I've been at Unda Recording for many years now, it's the place where I spend most of the time, besides my home. It's a great crew there, everyone involved share this passion for music gear, sound (design), art in general and coffee 🙂 Horia, the owner of the studio, has this brave attitude of encouraging others to do stuff, to learn and evolve as sound engineers/producers. It's good for business too. I've certainly learned a lot through the projects made inside the studio and, over the time, I've refined my skills as a producer - lots of experimenting, tons of quality gear to discover and a creative space as a whole! All my scoring projects for theatre and film, all my releases are crafted at Unda - that's the dream venue for an idea-driven career.

Regarding recording and producing other artists, it all goes down to communication.
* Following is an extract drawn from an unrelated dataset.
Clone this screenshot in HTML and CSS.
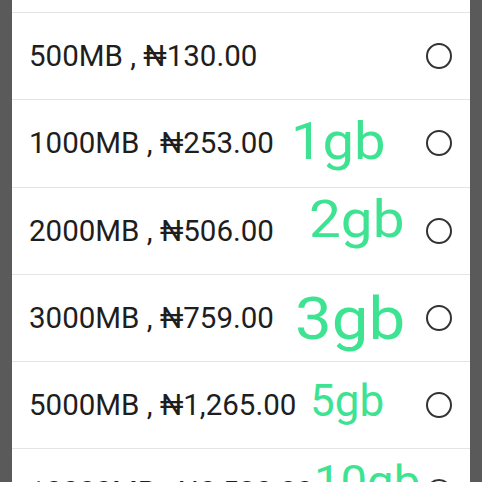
FILE: index.html
```html
<!DOCTYPE html>
<html>
<head>
<meta charset="utf-8">
<link rel="stylesheet" href="styles.css">
</head>
<body>
<div class="card">
  <div class="row-top"></div>
  <div class="row">
    <span class="label">500MB , ₦130.00</span>
    <span class="radio"></span>
  </div>
  <div class="row">
    <span class="label">1000MB , ₦253.00</span>
    <span class="note note-1">1gb</span>
    <span class="radio"></span>
  </div>
  <div class="row">
    <span class="label">2000MB , ₦506.00</span>
    <span class="note note-2">2gb</span>
    <span class="radio"></span>
  </div>
  <div class="row">
    <span class="label">3000MB , ₦759.00</span>
    <span class="note note-3">3gb</span>
    <span class="radio"></span>
  </div>
  <div class="row">
    <span class="label">5000MB , ₦1,265.00</span>
    <span class="note note-5">5gb</span>
    <span class="radio"></span>
  </div>
  <div class="row">
    <span class="label">10000MB , ₦2,530.00</span>
    <span class="note note-10">10gb</span>
    <span class="radio"></span>
  </div>
</div>
</body>
</html>
```
FILE: styles.css
```css
html, body {
  margin: 0;
  padding: 0;
  background: #5a5a5a;
  height: 482px;
  overflow: hidden;
}
.card {
  margin: 0 12px;
  background: #ffffff;
  font-family: Roboto, "Liberation Sans", sans-serif;
}
.row-top {
  height: 12px;
}
.row {
  position: relative;
  height: 86.25px;
  border-top: 1px solid #e4e4e4;
  display: flex;
  align-items: center;
  padding: 0 18px 0 17px;
}
.label {
  flex: 1;
  font-size: 29.5px;
  color: #1e1e1e;
  white-space: nowrap;
}
.radio {
  width: 26px;
  height: 26px;
  box-sizing: border-box;
  border: 2px solid #333333;
  border-radius: 50%;
  flex: none;
}
.note {
  position: absolute;
  color: #3ee392;
  line-height: 1;
  white-space: nowrap;
  transform-origin: left center;
}
.note-1 { left: 279px; top: 16px; font-size: 52px; transform: scaleX(1.08); }
.note-2 { left: 297px; top: 6px; font-size: 52px; transform: scaleX(1.09); }
.note-3 { left: 283px; top: 14px; font-size: 60px; transform: scaleX(1.09); }
.note-5 { left: 298px; top: 17px; font-size: 44px; }
.note-10 { left: 302px; top: 10px; font-size: 45px; transform: scaleX(1.05); }
```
The artist's vision needs to be understood in the first place, then the button tweaking, microphone placement or other technical requirement come natural and easy. Fanfare Ciocarlia's album, for example, was in the beginning an objective matter for me, but it ended up relying also on my subjectivity – as folklore music being my main dish in my youth, when I was playing a lot of accordion. Also, being subjective is the only way to inject personality and character in a sound or production as a whole.

 

| How do you explain to yourself the difference between songwriting and production? Does arranging and orchestration have another part of your brain working?

I don’t think so. But then, I don’t think too much when I do this, inspiration just comes to me and I’m always there to welcome it.